There was a portrait of Buxton at Rufford Abbey, Nottinghamshire. A print of him was engraved in the Gentleman's Magazine, June, 1754, with this subscription: "Jedediah Buxton. Ætat. 49.—Numeros memini. Virgil." He was married and had several children, and died at the age of 70, in the year 1777.
[Charles Lamb's Cottage at Islington.]
In a very pleasant paper on "Ideal Houses," in No. 4 of the Cornhill Magazine, we find this clever sketch of a few of the amiable eccentricities of our famous Essayist, Charles Lamb:—
"I believe," says the contributor, "more in the influence of dwellings upon human character than in the influence of authority on matters of opinion. The man may seek the house, or the house may form the man; but in either case the result is the same.
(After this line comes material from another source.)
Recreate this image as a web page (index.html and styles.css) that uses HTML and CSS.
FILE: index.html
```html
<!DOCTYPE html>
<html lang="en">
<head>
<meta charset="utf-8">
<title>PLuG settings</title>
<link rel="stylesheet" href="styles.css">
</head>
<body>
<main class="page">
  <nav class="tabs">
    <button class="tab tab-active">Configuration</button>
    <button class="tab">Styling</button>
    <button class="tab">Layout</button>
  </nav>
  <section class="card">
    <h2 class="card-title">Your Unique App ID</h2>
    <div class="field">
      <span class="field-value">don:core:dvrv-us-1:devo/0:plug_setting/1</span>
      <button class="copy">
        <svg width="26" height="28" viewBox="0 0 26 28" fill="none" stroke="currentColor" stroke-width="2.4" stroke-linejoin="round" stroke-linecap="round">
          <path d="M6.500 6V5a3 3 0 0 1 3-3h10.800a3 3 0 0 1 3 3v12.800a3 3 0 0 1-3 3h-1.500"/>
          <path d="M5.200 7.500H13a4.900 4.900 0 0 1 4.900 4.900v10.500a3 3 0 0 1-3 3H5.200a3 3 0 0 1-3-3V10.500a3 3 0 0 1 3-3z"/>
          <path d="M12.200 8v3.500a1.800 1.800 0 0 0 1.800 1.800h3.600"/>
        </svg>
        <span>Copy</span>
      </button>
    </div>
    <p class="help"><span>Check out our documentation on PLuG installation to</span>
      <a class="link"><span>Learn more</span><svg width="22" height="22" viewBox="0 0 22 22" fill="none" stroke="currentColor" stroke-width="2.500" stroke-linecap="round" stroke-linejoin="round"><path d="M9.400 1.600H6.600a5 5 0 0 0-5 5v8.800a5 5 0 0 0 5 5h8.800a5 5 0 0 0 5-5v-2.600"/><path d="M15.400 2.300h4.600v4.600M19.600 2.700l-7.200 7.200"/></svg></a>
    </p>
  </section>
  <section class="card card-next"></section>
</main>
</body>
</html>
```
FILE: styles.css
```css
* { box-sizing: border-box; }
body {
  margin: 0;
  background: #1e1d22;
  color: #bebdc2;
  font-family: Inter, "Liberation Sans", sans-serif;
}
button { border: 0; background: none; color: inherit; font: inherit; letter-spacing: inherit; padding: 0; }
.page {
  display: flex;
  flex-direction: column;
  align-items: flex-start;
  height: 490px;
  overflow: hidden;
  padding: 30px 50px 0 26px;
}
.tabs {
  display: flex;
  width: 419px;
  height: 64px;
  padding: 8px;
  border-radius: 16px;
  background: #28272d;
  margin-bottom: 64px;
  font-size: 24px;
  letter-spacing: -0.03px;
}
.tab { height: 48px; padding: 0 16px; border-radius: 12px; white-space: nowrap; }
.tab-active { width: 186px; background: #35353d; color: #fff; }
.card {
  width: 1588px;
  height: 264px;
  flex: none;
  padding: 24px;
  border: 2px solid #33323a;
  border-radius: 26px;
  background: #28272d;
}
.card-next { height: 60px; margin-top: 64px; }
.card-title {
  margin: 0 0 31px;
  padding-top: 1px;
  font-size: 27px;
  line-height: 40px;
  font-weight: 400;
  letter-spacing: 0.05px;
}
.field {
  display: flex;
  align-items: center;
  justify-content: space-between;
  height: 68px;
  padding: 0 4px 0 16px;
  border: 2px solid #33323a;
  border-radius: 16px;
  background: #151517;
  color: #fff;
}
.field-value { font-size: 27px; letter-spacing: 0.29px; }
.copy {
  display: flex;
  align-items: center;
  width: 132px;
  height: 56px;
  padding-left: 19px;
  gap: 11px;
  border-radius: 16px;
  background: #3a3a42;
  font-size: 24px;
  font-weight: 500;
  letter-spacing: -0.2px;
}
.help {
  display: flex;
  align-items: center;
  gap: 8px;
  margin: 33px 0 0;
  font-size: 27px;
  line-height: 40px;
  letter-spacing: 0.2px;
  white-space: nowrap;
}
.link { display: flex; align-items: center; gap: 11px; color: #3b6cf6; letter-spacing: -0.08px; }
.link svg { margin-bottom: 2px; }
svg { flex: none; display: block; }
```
A few yards of earth, even on this side of the grave, will make all the difference between life and death. If our dear old friend, Charles Lamb, was now alive (and we must all wish he was, if only that he might see how every day is bringing him nearer the crown that belongs only to the Prince of British Essayists), there would be something singularly jarring to the human nerves in finding him at Dalston, but not so jarring in finding him a little farther off at Hackney. He would still have drawn nourishment in the Temple and in Covent Garden; but he must surely have perished if transplanted to New Tyburnia. I cannot imagine him living at Pentonville (I cannot, in my uninquiring ignorance, imagine who Penton was, that he should name a ville?), but I can see a certain appropriate oddity in his cottage at Colebrook Row, Islington.